2024 was a killer year for true crime. From websites encouraging cheating to Elvis impersonator conspiracy theories, the lies, scandals, and murder was nonstop.
If you’re looking to spend your holiday season immersed in cults, cons, and crime, we’ve got you covered. Here are nine of the best true crime documentaries that came out in 2024.
The Program: Cons, Cults, and Kidnapping
In 2004, after she was expelled from a Catholic boarding school, Katherine Kublar was picked up from her school by two strangers. They handcuffed her and took her to a new school in a remote location, where she arrived at 3am and was told that she couldn’t speak.
That school was Ivy Ridge. For over a year, she endured as essentially a prisoner in a program designed to psychologically break teens.
This three-part documentary details her and other student survivor stories while exposing the predatory business focused on troubled teens.
American Conspiracy: The Octopus Murders
Danny Casolaro was in the middle of investigating a massive story when he was found dead in the bathtub of a motel. The medical examiner declared it a suicide.
His family was adamant he was murdered.
Over 20 years later, a journalist student stumbled on his case and quickly realized there was far more to the story than official reports indicated. For more than a decade, he picked up the pieces of Casolaro’s investigation, uncovering a web of US government conspiracies that began in the 1980s but extended as far back as the JFK assassination.

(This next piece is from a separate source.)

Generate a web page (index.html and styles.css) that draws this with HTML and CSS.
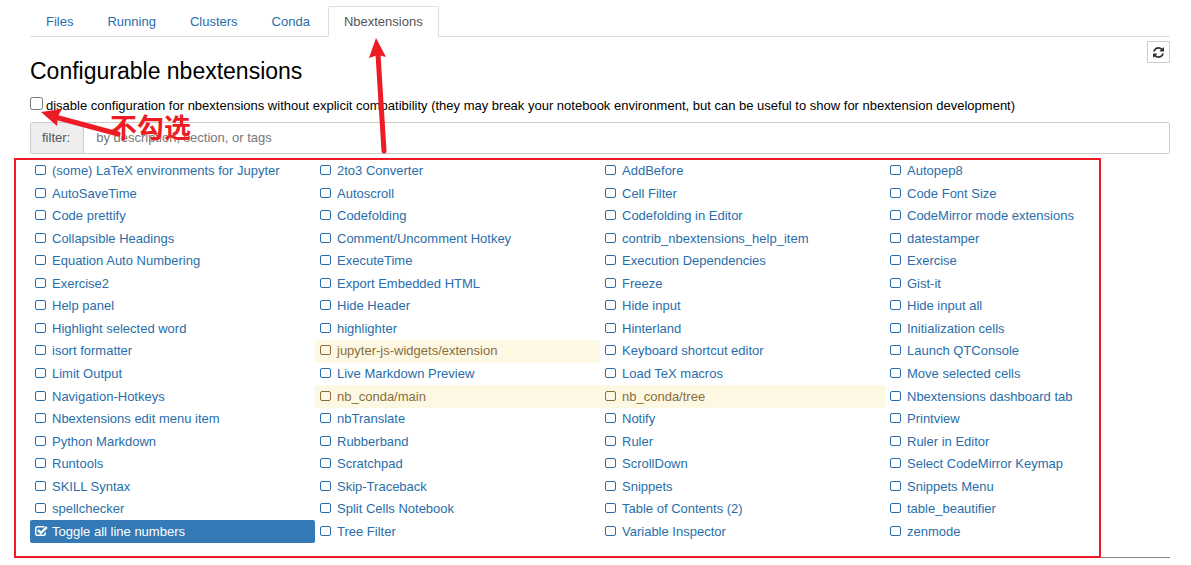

Told in four parts, The Octopus Murders is a compelling story that will leave you with more questions than answers.
Bitconned
Unregulated by the SEC, Bitcoin and the cryptocurrency coins that followed were seen as either the future of finance or the greatest con of the 21st century. For a group of South Florida hustlers, it was the latter.

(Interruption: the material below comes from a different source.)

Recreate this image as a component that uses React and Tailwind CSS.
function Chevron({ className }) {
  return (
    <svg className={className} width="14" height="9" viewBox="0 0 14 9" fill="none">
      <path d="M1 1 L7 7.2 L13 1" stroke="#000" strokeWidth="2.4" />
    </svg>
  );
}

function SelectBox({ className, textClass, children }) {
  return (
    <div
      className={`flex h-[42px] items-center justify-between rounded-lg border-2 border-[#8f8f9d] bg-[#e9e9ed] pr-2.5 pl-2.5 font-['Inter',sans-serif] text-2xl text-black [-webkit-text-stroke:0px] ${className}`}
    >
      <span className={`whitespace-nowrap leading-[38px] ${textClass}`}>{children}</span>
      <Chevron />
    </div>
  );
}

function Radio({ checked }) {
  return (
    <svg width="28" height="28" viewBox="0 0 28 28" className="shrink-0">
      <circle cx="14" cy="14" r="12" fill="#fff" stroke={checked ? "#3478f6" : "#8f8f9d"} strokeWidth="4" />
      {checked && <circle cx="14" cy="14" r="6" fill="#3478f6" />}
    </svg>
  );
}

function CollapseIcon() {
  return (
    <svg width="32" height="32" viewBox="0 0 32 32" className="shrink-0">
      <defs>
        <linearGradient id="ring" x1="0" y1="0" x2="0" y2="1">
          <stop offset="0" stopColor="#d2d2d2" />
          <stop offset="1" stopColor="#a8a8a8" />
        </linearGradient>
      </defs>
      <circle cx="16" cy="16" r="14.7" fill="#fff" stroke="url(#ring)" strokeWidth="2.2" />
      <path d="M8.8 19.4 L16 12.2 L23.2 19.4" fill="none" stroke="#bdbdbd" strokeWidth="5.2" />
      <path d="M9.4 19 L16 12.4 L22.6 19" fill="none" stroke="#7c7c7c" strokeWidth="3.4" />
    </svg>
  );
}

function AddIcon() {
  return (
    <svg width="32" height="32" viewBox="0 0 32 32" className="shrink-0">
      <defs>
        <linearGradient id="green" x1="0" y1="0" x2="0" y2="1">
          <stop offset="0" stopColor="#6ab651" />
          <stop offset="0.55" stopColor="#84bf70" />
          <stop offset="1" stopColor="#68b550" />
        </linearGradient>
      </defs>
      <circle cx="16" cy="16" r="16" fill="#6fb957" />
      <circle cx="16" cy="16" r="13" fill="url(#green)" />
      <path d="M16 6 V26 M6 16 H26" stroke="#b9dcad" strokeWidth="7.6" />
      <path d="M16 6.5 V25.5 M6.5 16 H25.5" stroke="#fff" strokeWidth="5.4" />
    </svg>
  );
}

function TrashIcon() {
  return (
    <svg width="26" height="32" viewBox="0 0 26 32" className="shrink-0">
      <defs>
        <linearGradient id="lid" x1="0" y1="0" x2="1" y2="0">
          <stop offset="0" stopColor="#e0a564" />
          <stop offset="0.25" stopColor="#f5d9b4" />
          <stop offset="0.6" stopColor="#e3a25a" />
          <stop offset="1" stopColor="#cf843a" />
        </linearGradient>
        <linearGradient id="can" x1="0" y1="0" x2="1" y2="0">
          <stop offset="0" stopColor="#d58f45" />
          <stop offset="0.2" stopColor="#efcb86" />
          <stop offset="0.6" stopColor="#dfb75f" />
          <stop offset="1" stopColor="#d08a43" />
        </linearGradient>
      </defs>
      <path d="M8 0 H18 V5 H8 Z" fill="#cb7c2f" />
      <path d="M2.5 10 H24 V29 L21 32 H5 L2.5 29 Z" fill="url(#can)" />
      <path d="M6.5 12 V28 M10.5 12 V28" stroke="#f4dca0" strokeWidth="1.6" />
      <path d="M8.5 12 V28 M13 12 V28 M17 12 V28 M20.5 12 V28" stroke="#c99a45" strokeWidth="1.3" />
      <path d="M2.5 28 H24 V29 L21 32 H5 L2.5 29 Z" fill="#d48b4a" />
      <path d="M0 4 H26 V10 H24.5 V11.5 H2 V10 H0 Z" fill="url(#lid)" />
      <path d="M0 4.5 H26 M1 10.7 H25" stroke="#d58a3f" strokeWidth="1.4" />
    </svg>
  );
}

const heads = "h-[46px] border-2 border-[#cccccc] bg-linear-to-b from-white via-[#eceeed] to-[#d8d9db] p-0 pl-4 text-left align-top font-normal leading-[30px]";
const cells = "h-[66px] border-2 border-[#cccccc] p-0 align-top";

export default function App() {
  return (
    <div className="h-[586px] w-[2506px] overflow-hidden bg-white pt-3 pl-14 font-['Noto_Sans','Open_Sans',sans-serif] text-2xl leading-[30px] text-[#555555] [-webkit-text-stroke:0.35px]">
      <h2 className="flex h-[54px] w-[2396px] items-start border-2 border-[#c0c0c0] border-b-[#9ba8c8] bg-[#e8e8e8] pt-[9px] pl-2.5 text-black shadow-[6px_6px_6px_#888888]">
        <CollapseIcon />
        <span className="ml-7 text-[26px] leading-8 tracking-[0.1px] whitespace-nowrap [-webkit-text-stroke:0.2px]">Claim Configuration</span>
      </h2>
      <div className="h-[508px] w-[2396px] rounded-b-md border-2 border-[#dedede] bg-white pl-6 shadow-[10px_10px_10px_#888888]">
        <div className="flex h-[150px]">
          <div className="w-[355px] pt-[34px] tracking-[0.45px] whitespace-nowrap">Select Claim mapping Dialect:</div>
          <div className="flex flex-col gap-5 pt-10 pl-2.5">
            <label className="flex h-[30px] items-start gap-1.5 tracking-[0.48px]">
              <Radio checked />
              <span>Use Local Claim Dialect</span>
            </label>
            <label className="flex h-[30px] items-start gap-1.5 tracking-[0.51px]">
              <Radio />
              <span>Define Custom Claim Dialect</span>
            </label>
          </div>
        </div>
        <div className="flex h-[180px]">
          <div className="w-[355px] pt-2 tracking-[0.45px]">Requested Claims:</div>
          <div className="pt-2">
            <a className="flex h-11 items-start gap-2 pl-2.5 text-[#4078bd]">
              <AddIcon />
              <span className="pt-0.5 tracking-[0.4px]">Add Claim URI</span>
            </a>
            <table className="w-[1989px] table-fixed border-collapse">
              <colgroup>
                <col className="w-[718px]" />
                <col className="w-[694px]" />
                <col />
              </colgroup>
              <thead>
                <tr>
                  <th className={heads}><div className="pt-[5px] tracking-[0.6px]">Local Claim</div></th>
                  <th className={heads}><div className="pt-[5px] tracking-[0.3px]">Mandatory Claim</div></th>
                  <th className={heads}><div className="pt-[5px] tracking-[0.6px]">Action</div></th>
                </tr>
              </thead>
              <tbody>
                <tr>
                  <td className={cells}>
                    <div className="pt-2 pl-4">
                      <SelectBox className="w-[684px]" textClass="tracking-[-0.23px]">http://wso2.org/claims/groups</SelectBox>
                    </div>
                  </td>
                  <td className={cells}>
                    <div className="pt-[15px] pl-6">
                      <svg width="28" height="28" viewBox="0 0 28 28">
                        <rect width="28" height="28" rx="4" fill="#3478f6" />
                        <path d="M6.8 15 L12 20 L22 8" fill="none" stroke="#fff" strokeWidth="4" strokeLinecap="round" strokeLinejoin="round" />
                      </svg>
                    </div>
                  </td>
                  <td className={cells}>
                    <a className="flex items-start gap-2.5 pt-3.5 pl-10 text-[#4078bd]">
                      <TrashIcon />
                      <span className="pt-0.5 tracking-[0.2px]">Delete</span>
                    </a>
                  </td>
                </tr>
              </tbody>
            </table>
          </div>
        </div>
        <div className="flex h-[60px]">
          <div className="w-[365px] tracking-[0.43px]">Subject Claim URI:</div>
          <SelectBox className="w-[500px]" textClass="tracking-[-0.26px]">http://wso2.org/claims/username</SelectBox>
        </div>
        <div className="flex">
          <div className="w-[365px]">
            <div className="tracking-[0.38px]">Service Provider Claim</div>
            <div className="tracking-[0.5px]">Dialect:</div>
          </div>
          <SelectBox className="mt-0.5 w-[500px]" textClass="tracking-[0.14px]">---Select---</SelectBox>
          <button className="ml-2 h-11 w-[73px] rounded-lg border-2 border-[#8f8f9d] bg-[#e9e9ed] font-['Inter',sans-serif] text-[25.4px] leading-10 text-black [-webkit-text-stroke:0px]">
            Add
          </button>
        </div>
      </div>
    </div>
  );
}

With a knack for smooth-talking and photoshop, Ray Trapani and two friends launched Centra Tech. Within months, the trio created a website and began promoting their alleged Visa-endorsed debit card that would allow investors to spend their crypto in real time.
The catch? The card never existed.
Following the investigation of the New York Times journalist who discovered the fraud and exposed them, Bitconned shows exactly how easy it can be to lie, cheat, and fake your way into millions of dollars.
Dancing with the Devil
Going viral on social media can catapult a career. No one knows that better than the group of dancers who signed with elusive management company 7m.
For two sisters, it was the start of their dreams coming true. But when they started getting pushed in strange ways, one sister realized that the company and its associated church wasn’t all that it seemed.
Only, she wasn’t just walking away from her dream. She had to leave her sister, too.
In this three-episode docuseries, former members try to rebuild their lives and heal while never giving up hope that they can save their friends and family who refuse to leave.
Ashley Madison: Sex, Lies, & Scandal
When Ashley Madison launched, it quickly became one of the most reviled websites on the internet. Through guerrilla marketing, they advertised to married people who wanted to have an affair.
But when the website was hacked and the CEO refused to shut the website down, millions of names, emails, addresses, credit card information, and sexual fantasies were released to the public, destroying lives and marriages.
Shockingly, the website is still active, with the current CEO reporting the company helps facilitate over a million affairs every month.
Mastermind: To Think Like a Killer
When John E. Douglas and Robert Ressler began building what would become the Behavioral Analysis Unit of the FBI, they consulted with American researcher and Psychiatric Clinical Nurse Specialist Dr. Ann C. Wolbert Bergess.
Her expertise in crisis counseling and trauma expertise drew the agents to her work. Using her experience working with victims, she was able to shine a light on how a killer would think.
Over the course of three episodes, Dr. Burgess recounts her groundbreaking work and how it led to changing how authorities hunted violent offenders.
Quiet on Set: The Dark Side of Kids TV
Throughout the 90s and early 2000s, television programming for kids saw a huge rise thanks largely to one channel: Nickelodeon. And behind that programming was Dan Schneider.
He created shows like iCarly, All That, The Amanda Show, and Drake & Josh. But behind the meteoric success was a darker story.
Quiet on the Set delves into the toxic and abusive work environment that placed child actors in the hands of predators—all in the name of ratings and profit.
American Nightmare
On March 23, 2015, Denise Huskins and Aaron Quinn woke up to a nightmare. Forced to drug themselves, Denise was abducted while Aaron was left under surveillance so he could put together a ransom.
When Aaron went to the police, he quickly became the prime suspect. But when Denise was let go days later, authorities refused to investigate their claims, instead alleging that they faked the entire thing.
Years later, an entirely different investigation discovered evidence that forced police to reexamine everything they thought they knew about the case.
The Kings of Tupelo: A Southern Crime Saga
What do Elvis impersonation, black market organ trafficking, a presidential assassination attempt, and a small-town feud all have in common? That’s exactly what The Kings of Tulepo sets out to discover.
Over the course of three episodes, this docuseries follows Kevin Curtis, a former Elvis impersonator with a penchant for conspiracy theories, as he uncovers a jaw-dropping scandal in the heart of Mississippi.